For those of you unfamiliar with ripples, they are a British concoction made of vanilla-based ice cream with some fruit puree simply mixed in. The traditional version contains raspberry and I understand the pink-swirled sweet is well-loved by many a Briton, child or adult.
Here's a version featuring that stubborn, strident fruit. Yes, the black currant. Let's just say it's a berry with a strong personality, which makes it a perfect partner to sweet, creamy vanilla.
When streaked through with the super-tart, almost-astringent flavor of the black currant, the vanilla ice cream is elevated into a better, multi-dimensional version of itself. The whole thing pops and cartwheels off your palate.
Let us use the appropriate word to describe the Black Currant Ripple. If heavenly doesn't suit you, maybe the better choice would be...Divine?
Black Currant Ripple
For the vanilla base:
1 vanilla bean
2 cups whole milk
2 cups heavy cream
5 large egg yolks
1/2 cup granulated sugar
For the fruit puree:
1/2 pint black currants, removed from their stems
1-2 Tablespoons water
2 Tablespoons sugar
To make the fruit puree:
Give your fruit a good rinse. Place berries in a small saucepan. Add water and sugar. Over medium heat, cook just until the berries burst. Remove from heat. Pour mixture through a sieve and push through to remove skin and seeds. Set puree aside. Puree can be made up to a week ahead.
To make the vanilla base:
With a sharp paring knife, split the vanilla bean in half and scrape out the seeds into a medium saucepan. Add the vanilla pod, milk and cream. Over medium heat, bring mixture to a boil and turn off and remove from heat immediately. Cover and allow flavors to infuse for at least 30 minutes.
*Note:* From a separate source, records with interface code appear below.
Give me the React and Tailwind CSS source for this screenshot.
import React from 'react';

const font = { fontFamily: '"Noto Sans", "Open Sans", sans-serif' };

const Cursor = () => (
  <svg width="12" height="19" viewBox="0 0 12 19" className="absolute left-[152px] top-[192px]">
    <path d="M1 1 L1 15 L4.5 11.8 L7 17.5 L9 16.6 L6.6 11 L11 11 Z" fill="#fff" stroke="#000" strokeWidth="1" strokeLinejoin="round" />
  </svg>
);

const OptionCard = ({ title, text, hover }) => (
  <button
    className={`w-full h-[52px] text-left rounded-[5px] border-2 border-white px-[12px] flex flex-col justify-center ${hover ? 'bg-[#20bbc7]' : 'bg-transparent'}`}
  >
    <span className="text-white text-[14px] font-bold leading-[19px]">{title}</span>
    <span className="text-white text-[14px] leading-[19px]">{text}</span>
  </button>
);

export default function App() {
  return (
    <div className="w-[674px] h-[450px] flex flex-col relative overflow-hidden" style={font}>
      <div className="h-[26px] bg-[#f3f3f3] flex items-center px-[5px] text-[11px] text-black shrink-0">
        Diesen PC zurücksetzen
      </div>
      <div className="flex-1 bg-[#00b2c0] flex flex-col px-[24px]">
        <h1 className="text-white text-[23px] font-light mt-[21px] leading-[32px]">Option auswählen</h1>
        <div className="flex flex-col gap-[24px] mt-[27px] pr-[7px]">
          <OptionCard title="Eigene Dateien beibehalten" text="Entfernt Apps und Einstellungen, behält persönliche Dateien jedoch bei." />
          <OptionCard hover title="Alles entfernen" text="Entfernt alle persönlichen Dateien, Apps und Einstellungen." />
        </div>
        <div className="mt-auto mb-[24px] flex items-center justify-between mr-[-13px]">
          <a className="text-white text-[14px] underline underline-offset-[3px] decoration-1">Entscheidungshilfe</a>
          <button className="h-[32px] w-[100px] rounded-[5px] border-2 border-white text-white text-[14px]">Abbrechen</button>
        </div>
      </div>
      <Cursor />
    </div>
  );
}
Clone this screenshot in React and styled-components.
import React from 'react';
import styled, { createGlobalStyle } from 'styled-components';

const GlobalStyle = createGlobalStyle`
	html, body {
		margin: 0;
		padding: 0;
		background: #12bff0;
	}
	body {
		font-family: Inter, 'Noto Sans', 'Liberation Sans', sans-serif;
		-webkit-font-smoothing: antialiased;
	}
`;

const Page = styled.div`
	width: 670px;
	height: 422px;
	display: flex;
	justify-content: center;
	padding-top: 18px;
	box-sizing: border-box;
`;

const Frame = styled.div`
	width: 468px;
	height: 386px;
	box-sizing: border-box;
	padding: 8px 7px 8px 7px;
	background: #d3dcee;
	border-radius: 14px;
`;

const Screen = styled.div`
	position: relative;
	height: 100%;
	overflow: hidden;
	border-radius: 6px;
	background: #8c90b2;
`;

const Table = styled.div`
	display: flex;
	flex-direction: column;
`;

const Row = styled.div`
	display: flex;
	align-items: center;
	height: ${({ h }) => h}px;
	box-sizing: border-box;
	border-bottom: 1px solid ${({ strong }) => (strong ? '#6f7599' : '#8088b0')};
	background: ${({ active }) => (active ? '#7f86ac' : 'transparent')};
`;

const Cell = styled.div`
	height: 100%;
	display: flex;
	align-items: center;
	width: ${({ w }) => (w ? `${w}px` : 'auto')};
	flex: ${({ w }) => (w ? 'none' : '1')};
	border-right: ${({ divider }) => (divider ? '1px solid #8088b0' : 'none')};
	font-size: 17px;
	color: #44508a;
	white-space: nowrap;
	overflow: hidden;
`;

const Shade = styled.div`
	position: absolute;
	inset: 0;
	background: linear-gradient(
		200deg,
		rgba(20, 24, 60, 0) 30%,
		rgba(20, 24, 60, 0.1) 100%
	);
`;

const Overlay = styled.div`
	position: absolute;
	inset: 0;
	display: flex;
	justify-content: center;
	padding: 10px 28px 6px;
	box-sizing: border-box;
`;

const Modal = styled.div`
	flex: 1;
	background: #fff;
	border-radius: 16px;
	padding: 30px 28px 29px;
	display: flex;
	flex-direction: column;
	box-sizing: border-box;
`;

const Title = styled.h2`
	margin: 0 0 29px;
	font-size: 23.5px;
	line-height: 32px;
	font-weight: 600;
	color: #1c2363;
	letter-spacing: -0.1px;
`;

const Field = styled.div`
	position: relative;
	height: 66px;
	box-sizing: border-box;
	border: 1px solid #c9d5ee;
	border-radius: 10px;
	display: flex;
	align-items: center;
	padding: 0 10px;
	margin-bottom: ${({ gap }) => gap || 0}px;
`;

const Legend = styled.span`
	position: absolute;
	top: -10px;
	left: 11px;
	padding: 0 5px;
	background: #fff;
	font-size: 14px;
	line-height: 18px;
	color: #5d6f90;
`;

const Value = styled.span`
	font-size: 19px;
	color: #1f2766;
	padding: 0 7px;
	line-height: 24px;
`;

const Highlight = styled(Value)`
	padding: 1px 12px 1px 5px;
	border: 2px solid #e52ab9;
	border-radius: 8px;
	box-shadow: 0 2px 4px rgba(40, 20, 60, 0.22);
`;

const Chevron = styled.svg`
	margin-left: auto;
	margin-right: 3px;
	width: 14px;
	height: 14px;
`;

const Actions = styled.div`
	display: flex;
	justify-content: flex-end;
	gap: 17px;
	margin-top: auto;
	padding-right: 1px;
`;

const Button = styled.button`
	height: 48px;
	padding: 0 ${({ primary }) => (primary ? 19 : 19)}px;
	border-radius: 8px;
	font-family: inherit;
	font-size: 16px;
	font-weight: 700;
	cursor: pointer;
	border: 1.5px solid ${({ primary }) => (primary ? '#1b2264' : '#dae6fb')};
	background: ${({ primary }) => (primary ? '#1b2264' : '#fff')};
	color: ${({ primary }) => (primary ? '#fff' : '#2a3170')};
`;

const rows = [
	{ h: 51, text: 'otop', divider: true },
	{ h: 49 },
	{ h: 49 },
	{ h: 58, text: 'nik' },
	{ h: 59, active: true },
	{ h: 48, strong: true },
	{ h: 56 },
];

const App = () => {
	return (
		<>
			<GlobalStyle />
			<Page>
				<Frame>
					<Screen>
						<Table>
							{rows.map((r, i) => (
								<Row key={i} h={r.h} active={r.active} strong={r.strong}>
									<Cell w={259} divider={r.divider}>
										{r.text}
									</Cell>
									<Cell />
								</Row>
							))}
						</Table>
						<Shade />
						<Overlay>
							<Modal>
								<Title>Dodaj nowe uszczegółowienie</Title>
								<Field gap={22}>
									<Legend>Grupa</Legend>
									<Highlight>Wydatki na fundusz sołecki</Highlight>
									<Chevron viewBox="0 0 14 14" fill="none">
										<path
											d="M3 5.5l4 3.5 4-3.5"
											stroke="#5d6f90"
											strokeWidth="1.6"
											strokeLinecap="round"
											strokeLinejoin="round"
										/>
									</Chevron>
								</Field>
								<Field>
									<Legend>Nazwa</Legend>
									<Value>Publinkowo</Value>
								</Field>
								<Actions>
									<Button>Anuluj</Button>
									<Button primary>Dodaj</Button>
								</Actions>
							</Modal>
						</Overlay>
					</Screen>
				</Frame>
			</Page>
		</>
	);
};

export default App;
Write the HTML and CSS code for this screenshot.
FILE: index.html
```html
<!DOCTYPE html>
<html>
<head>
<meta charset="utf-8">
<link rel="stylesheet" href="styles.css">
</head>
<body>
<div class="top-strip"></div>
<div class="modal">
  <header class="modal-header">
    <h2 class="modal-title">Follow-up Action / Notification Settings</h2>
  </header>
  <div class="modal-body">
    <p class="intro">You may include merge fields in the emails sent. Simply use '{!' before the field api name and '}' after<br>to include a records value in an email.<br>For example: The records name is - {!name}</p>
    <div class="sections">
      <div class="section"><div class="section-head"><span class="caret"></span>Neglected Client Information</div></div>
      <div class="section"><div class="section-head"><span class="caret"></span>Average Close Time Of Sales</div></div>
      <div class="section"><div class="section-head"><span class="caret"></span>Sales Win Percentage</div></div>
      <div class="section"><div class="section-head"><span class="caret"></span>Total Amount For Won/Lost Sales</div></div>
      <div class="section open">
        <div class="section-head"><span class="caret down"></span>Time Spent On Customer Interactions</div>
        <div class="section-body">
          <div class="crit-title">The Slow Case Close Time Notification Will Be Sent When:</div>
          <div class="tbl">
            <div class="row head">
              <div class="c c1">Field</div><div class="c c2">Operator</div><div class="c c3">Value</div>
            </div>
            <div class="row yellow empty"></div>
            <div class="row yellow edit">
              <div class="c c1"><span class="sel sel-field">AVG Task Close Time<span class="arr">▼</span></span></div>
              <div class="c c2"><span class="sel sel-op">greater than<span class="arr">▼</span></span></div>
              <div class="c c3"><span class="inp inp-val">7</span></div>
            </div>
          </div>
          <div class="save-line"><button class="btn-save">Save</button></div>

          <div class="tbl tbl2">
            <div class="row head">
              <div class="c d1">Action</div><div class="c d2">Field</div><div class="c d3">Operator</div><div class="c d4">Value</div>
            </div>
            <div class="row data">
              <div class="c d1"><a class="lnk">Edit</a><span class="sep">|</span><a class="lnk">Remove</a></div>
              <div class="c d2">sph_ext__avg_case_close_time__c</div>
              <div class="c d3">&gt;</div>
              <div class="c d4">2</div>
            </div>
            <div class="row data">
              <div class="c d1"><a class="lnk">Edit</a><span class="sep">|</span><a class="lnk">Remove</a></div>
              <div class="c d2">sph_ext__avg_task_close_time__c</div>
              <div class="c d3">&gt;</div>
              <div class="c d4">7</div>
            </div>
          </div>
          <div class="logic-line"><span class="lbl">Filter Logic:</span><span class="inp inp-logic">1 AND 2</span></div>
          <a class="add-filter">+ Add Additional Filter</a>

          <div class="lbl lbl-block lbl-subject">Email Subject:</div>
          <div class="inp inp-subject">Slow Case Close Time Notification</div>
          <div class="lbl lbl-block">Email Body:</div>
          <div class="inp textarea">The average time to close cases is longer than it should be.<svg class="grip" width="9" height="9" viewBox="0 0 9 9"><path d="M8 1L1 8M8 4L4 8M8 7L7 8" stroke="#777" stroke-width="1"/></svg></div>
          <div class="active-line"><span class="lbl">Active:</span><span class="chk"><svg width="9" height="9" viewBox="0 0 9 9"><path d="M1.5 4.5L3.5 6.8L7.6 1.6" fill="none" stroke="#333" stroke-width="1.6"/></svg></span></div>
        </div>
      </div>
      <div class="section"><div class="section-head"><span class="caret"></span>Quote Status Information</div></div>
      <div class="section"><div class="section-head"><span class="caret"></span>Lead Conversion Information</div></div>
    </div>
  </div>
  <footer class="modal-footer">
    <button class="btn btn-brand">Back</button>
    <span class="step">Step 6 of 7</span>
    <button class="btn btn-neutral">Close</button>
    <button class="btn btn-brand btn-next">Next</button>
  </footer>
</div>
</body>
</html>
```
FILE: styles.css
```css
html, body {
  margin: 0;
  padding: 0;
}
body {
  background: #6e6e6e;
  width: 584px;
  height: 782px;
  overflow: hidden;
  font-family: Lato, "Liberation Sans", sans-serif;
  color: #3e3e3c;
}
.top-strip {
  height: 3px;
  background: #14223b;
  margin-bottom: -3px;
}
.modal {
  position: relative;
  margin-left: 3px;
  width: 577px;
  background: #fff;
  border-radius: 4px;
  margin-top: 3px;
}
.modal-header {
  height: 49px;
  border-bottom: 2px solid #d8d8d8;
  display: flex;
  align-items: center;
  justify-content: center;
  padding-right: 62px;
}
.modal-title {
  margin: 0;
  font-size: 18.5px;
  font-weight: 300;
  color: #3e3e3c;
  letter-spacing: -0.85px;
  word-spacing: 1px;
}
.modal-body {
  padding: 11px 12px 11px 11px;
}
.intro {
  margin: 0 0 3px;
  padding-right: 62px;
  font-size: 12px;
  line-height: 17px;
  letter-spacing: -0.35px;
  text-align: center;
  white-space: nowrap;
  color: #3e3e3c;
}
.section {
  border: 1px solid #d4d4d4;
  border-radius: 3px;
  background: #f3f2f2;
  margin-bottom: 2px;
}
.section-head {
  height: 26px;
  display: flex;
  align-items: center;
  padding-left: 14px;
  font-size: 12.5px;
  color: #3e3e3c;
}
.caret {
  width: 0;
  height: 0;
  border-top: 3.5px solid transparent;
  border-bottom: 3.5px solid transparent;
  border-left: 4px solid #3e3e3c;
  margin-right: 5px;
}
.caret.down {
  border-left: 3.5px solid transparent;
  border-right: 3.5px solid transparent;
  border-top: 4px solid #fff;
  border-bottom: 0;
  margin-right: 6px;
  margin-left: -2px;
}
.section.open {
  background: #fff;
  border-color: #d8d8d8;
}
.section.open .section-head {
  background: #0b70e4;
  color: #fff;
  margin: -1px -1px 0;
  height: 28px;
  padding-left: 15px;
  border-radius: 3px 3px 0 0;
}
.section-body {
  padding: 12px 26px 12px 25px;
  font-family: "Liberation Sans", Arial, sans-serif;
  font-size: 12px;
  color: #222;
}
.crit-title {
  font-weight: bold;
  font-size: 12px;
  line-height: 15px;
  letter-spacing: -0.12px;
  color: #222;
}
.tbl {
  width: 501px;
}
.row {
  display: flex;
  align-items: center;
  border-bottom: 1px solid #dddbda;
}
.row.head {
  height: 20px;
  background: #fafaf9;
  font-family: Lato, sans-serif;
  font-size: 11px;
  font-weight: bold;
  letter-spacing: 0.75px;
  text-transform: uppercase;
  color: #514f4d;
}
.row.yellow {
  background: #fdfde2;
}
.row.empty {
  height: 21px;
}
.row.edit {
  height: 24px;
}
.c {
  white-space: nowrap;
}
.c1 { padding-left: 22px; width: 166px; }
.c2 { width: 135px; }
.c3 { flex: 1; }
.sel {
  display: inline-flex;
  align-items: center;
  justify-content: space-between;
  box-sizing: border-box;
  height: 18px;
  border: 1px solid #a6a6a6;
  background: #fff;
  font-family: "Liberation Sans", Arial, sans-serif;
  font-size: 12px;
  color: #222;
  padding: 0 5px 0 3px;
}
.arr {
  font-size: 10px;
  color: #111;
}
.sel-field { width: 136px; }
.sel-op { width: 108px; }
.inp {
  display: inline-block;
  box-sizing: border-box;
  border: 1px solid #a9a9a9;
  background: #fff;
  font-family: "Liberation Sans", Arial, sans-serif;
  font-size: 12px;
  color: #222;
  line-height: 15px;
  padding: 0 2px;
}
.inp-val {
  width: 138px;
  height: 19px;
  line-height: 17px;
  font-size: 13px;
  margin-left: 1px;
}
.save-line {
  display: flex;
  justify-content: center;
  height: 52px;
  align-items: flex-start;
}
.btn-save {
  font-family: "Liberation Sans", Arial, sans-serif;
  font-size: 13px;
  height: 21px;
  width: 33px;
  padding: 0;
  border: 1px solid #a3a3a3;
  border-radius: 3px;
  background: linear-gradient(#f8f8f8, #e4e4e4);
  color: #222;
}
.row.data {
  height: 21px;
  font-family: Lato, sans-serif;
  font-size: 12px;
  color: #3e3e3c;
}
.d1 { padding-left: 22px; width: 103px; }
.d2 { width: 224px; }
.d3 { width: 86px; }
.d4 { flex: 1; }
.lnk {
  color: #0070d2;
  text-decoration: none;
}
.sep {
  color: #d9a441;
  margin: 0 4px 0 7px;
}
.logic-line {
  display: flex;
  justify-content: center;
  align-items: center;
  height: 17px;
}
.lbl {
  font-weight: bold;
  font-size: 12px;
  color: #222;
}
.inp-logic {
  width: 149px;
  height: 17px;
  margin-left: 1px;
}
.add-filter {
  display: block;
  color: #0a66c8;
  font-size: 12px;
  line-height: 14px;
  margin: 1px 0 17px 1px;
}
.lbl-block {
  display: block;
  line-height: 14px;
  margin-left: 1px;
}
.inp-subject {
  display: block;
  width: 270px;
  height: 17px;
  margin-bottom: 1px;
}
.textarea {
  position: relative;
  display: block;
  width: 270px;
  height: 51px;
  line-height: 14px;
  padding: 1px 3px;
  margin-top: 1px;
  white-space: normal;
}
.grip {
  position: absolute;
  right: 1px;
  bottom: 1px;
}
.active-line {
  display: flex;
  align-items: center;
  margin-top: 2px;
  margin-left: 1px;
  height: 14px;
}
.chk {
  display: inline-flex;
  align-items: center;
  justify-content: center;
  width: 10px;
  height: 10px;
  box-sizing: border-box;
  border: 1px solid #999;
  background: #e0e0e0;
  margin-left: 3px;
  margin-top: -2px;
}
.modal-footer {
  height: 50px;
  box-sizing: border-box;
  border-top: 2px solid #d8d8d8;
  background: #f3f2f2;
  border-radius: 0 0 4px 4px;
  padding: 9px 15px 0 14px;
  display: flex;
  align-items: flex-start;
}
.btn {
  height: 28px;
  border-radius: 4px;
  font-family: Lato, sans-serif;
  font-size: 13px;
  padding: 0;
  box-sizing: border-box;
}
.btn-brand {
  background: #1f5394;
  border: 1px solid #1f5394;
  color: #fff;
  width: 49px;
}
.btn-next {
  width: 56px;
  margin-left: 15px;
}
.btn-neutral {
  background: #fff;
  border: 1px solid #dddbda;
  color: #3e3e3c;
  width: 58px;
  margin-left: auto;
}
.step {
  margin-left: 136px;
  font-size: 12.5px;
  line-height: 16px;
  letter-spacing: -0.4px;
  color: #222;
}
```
After the flavors have infused, return the saucepan to the stove. Over medium heat, rewarm the mixture. Turn off heat as soon as it comes to boil.
Prepare an ice bath in a large bowl.
Whisk egg yolks and sugar together in a bowl. Whisk a couple of tablespoons of the cream mixture into the egg yolks and sugar. Slowly add a few more tablespoons, whisking constantly. At this point you can add the remaining cream mixture in a slow, steady stream as you continue to whisk. Pour the mixture back into the pot and return it to the stove.
Over medium heat, cook the custard mixture for 6 to 8 minutes, stirring frequently with a wooden spoon or rubber spatula. Make sure you scrape the bottom and the sides of the pan. The custard will thicken and when it is done it will just coast the back of your wooden spoon/spatula. Strain the mixture into a bowl that is smaller than your ice bath. Place your bowl of custard into the ice bath to cool, stirring the mixture.
Place the custard in the refrigerator for at least 2 hours but overnight is best as it will allow your ice cream to achieve the creamiest consistency. Process in an ice cream maker according to the manufacturer's instructions.
After removing ice cream from machine, place half in a freezer-proof container. Place a few spoonfuls of puree over the vanilla and then swirl it through. Place the remaining half of the vanilla ice cream over the first layer. Scoop remaining puree over the vanilla and swirl through that layer.
Place in freezer for a few hours before enjoying.
Makes 1 quart.
p.s. Don't forget to wash off your vanilla bean pods and let them dry completely before tossing them into your jar of sugar. You'll have vanilla sugar in no time, which you can use for your next batch of ice cream!